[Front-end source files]
[Begin]

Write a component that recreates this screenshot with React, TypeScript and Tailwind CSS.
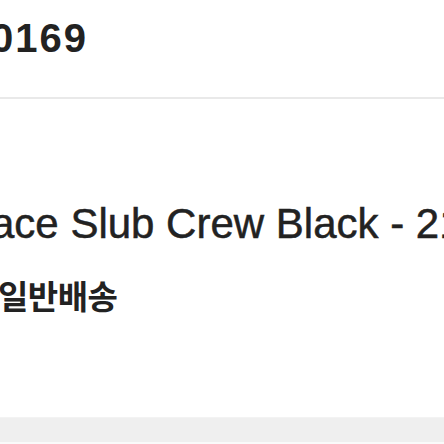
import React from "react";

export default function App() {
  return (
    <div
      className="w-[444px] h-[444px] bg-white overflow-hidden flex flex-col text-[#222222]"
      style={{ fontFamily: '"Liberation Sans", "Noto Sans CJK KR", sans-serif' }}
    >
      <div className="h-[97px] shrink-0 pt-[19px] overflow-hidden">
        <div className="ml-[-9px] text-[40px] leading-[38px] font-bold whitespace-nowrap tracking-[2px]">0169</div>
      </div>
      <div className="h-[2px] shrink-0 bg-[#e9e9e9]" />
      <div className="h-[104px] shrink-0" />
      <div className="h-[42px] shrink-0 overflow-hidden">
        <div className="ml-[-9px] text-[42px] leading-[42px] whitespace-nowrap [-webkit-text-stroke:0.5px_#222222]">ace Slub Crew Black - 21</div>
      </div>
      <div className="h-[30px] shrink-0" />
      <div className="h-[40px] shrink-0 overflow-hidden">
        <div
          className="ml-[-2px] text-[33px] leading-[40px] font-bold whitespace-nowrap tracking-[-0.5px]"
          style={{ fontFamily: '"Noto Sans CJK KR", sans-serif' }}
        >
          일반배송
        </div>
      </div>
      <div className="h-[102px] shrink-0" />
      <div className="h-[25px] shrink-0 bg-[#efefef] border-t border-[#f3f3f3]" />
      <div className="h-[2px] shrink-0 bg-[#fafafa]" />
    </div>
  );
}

[End]
[Begin]

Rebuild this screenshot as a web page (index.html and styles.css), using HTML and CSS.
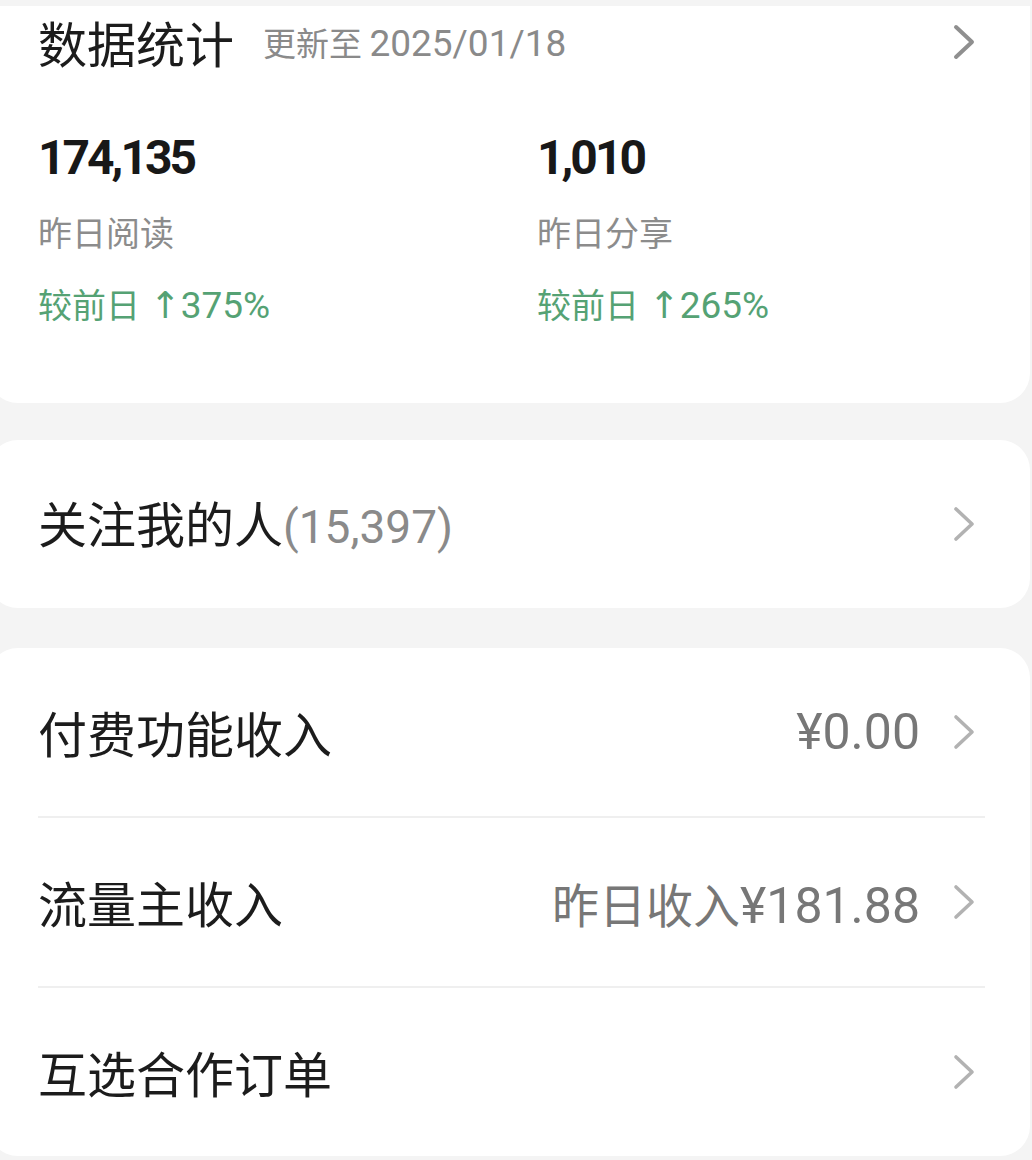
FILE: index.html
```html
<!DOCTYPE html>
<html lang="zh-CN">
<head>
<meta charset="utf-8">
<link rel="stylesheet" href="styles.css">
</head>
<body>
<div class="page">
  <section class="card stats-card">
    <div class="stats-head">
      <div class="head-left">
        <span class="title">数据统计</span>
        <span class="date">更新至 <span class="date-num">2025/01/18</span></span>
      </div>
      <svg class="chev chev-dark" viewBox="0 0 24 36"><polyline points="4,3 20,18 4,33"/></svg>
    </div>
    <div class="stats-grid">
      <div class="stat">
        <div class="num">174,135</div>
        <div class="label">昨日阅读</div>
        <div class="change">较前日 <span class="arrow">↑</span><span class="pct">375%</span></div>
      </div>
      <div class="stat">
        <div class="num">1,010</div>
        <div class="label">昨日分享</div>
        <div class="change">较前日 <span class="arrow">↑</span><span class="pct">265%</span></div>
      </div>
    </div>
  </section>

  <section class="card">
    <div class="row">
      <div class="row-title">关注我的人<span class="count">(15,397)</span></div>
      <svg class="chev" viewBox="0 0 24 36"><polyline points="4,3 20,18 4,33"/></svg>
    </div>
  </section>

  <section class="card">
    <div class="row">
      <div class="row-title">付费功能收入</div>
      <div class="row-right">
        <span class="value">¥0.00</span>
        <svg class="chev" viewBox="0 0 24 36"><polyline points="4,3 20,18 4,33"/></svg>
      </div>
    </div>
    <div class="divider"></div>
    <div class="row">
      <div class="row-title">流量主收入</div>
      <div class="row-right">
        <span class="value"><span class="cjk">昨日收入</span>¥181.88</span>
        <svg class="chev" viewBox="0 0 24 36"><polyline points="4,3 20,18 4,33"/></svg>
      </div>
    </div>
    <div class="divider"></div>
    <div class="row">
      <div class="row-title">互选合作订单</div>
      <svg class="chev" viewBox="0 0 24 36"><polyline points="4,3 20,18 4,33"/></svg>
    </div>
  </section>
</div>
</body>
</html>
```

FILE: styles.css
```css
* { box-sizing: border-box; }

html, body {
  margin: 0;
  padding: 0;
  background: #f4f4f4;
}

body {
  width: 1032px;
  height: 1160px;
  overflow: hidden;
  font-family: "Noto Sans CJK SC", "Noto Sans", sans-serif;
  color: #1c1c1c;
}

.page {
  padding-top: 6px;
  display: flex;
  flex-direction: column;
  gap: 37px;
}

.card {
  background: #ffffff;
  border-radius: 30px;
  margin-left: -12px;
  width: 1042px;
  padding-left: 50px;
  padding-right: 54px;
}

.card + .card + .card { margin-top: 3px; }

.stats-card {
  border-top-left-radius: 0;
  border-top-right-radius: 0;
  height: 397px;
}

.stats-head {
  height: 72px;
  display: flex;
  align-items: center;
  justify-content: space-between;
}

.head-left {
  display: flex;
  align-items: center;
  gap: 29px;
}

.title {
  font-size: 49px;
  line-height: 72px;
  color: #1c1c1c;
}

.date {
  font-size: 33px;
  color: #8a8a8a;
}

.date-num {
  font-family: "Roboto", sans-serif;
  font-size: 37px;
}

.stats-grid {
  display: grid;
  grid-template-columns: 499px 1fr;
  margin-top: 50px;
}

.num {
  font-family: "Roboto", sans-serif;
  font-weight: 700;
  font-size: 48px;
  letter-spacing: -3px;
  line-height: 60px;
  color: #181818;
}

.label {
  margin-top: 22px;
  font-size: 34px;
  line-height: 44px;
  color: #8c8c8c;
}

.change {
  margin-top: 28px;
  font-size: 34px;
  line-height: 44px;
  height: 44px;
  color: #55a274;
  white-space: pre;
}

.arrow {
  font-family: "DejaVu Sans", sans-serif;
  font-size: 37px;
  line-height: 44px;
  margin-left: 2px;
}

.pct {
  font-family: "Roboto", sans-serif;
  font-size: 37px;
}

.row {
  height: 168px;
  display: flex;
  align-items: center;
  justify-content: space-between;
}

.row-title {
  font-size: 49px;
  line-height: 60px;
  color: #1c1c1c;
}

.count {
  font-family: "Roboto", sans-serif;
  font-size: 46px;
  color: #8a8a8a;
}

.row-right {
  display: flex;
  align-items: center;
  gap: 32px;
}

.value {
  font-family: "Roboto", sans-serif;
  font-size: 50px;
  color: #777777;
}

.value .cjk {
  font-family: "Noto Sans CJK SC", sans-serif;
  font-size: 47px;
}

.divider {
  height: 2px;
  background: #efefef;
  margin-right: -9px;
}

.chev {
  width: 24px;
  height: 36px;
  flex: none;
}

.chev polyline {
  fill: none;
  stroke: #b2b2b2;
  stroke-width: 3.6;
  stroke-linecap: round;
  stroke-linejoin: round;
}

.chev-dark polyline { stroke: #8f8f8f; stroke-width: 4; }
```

[End]
[Begin]

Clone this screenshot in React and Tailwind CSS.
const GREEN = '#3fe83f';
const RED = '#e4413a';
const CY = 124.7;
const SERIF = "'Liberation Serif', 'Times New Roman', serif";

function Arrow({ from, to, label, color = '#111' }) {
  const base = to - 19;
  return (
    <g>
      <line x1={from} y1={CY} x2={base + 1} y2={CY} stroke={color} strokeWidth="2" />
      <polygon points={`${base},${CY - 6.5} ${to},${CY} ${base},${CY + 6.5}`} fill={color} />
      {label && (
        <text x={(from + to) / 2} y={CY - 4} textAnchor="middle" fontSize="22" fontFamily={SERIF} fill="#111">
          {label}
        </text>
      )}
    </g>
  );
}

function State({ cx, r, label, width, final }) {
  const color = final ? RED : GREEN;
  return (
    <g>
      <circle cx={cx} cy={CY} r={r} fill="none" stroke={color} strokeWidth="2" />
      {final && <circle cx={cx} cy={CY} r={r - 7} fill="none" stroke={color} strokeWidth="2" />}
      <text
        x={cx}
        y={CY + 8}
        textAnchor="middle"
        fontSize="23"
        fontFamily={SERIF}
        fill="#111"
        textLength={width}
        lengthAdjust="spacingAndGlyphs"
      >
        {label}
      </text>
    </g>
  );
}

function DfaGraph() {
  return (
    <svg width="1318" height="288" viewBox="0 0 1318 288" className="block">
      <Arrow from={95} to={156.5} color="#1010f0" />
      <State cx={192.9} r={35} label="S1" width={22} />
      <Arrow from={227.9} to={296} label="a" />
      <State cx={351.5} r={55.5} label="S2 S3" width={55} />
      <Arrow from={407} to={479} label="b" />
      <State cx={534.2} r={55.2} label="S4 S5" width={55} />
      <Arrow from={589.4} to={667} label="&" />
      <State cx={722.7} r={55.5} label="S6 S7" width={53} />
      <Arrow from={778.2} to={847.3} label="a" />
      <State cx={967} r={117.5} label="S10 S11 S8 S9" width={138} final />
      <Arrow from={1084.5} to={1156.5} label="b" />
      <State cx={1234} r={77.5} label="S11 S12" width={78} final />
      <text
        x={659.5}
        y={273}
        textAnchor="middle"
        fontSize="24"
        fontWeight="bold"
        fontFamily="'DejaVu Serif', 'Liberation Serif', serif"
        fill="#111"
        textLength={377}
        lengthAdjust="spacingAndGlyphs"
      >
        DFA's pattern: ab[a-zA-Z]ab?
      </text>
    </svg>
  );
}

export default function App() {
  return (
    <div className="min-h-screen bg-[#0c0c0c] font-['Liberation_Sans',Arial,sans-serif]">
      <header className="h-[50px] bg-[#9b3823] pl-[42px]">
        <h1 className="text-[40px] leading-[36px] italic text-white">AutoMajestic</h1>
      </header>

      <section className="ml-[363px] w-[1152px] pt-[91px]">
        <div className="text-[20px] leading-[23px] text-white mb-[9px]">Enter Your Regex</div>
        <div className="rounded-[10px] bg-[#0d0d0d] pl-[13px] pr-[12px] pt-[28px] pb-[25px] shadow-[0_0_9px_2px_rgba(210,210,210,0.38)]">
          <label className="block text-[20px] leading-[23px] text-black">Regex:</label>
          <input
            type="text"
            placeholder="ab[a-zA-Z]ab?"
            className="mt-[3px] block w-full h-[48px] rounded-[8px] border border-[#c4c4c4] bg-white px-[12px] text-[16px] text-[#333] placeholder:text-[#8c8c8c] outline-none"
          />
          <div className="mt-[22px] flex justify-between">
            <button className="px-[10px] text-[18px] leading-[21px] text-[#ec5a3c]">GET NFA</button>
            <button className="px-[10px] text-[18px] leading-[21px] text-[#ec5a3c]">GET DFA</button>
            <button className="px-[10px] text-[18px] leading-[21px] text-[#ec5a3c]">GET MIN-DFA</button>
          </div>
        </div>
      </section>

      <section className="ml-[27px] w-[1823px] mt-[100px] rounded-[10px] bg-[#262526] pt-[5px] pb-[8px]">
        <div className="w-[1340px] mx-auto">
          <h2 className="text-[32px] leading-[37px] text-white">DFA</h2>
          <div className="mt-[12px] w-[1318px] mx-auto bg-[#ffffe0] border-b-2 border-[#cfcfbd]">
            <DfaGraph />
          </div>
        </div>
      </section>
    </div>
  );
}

[End]

◆ Requirements
Beginning with the line above that contains "Write a component" and finishing with the line that contains "import React from", print those lines exactly and only. Skip all pictures.

◆ Written response
Write a component that recreates this screenshot with React, TypeScript and Tailwind CSS.
import React from "react";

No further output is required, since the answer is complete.